Sie haben zehn Jahre für Ihren zweiten Film gebraucht. Warum so lange?

Ich war auch an anderen Sachen dran, aber die haben nicht funktioniert. Ich hätte auch einen kommerziellen Film drehen können, aber ich wollte wieder etwas im Stile von Garden State hinkriegen. Es ist nicht ganz leicht, in Hollywood etwas Neues zu vesuchen. Am Schluss ging es ja auch nur mit Crowdfunding.

Hat es Sie überrascht, dass das hingehauen hat?

Oh ja. Ich hatte mich darauf eingestellt, dass da nach einem Monat etwas Geld zusammenkommt, aber dann hatten wir schon nach 48 Stunden ein hübsches Sümmchen zusammen. Nach zwei Tagen waren uns die zwei Millionen auf sicher, die wir für den Film brauchten.

Normalerweise kennt ein Filmemacher die Leute, die seinen Film finanzieren.

Man kann sich nicht mit 47'000 Leuten unterhalten, bloss weil sie ihr Geld in ein Projekt gesteckt haben! (lacht) Der Druck war gross, sie nicht zu enttäuschen.

Wie konnten sie ihre Interessen und Ideen einbringen?

Wir haben für sie eine Internetseite erstellt, wo wir detailliert über die Produktion Buch führten. Das war super – auch für mich, weil ich davon ausgehen konnte, dass diese 47'000 Leute meinen Film mögen werden. (lacht) Mein Stil ist nicht gerade jedermanns Sache.
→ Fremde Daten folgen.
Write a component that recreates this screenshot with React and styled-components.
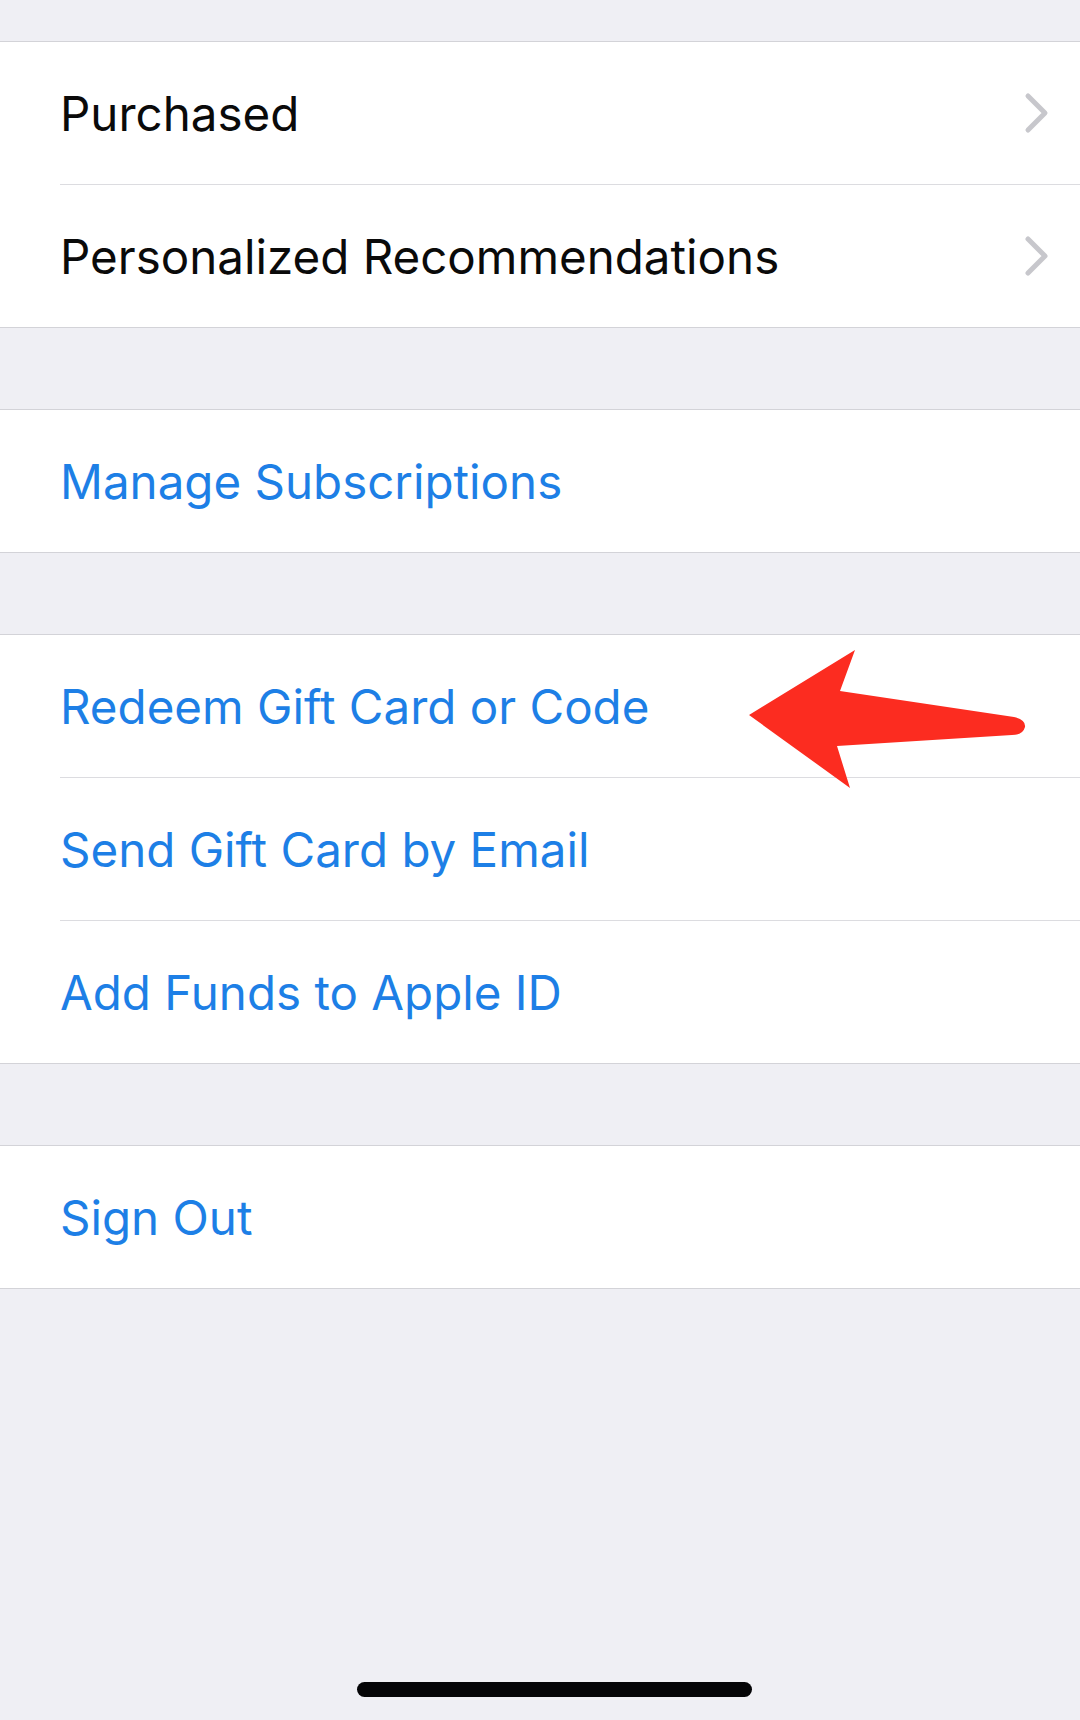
import React from "react";
import styled, { createGlobalStyle } from "styled-components";

const GlobalStyle = createGlobalStyle`
  html, body {
    margin: 0;
    padding: 0;
    background: #efeff4;
  }
  * {
    box-sizing: border-box;
  }
`;

const Page = styled.div`
  position: relative;
  width: 1080px;
  min-height: 1720px;
  padding-top: 41px;
  background: #efeff4;
  font-family: Inter, "Noto Sans", sans-serif;
`;

const Group = styled.div`
  background: #fff;
  border-top: 1px solid #d3d3d8;
  border-bottom: 1px solid #d3d3d8;
  margin-bottom: 81px;
`;

const Row = styled.div`
  display: flex;
  align-items: center;
  height: ${(p) => (p.last ? 142 : 143)}px;
  margin-left: 60px;
  padding-right: 30px;
  border-bottom: ${(p) => (p.last ? "none" : "1px solid #dcdce0")};
`;

const Label = styled.span`
  flex: 1;
  font-size: 47.5px;
  font-weight: 400;
  letter-spacing: 0;
  color: ${(p) => (p.link ? "#1d7fe6" : "#0a0a0a")};
`;

const Chevron = () => (
  <svg width="26" height="42" viewBox="0 0 26 42">
    <polyline
      points="4,4 21,21 4,38"
      fill="none"
      stroke="#c7c7cc"
      strokeWidth="5"
      strokeLinecap="round"
      strokeLinejoin="round"
    />
  </svg>
);

const Pointer = styled.svg`
  position: absolute;
  left: 740px;
  top: 640px;
`;

const HomeBar = styled.div`
  position: absolute;
  left: 357px;
  top: 1682px;
  width: 395px;
  height: 15px;
  border-radius: 8px;
  background: #050507;
`;

const groups = [
  [
    { label: "Purchased", chevron: true },
    { label: "Personalized Recommendations", chevron: true },
  ],
  [{ label: "Manage Subscriptions", link: true }],
  [
    { label: "Redeem Gift Card or Code", link: true },
    { label: "Send Gift Card by Email", link: true },
    { label: "Add Funds to Apple ID", link: true },
  ],
  [{ label: "Sign Out", link: true }],
];

export default function App() {
  return (
    <Page>
      <GlobalStyle />
      {groups.map((rows, gi) => (
        <Group key={gi}>
          {rows.map((r, ri) => (
            <Row key={r.label} last={ri === rows.length - 1}>
              <Label link={r.link}>{r.label}</Label>
              {r.chevron && <Chevron />}
            </Row>
          ))}
        </Group>
      ))}
      <Pointer width="300" height="160" viewBox="0 0 300 160">
        <path
          d="M9 75 L115 10 L100 51 L274 77 Q286 80 285 87 Q283 95 272 95 L97 106 L110 148 Z"
          fill="#fc2c20"
        />
      </Pointer>
      <HomeBar />
    </Page>
  );
}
Wish I Was Here ist ein ehrlicher Film. Fast zu ehrlich!

Ist Crowdfunding je wieder ein Thema für Sie?

Nein! Es war eine gute Erfahrung, bedeutete aber auch viel Arbeit – der Aufwand war sicher zehnmal höher als bei einem herkömmlich finanzierten Film. Es ging ja plötzlich auch nicht mehr um den Film an sich, sondern um die Frage, inwiefern seine Finanzierung meine künstlerische Unabhängigkeit untergrabe. Ich kam mir vor wie ein Politiker im Wahlkampf, dabei wollte ich doch nur einen Film drehen! (lacht) Mein nächster Film wird kommerzieller sein – und weniger teuer. Für Wish I Was Here brauchte ich einfach 5.5 Millionen Dollar.

Werden Sie wieder fürs Fernsehen arbeiten?

Sicher. Ich warte nur noch auf das richtige Projekt.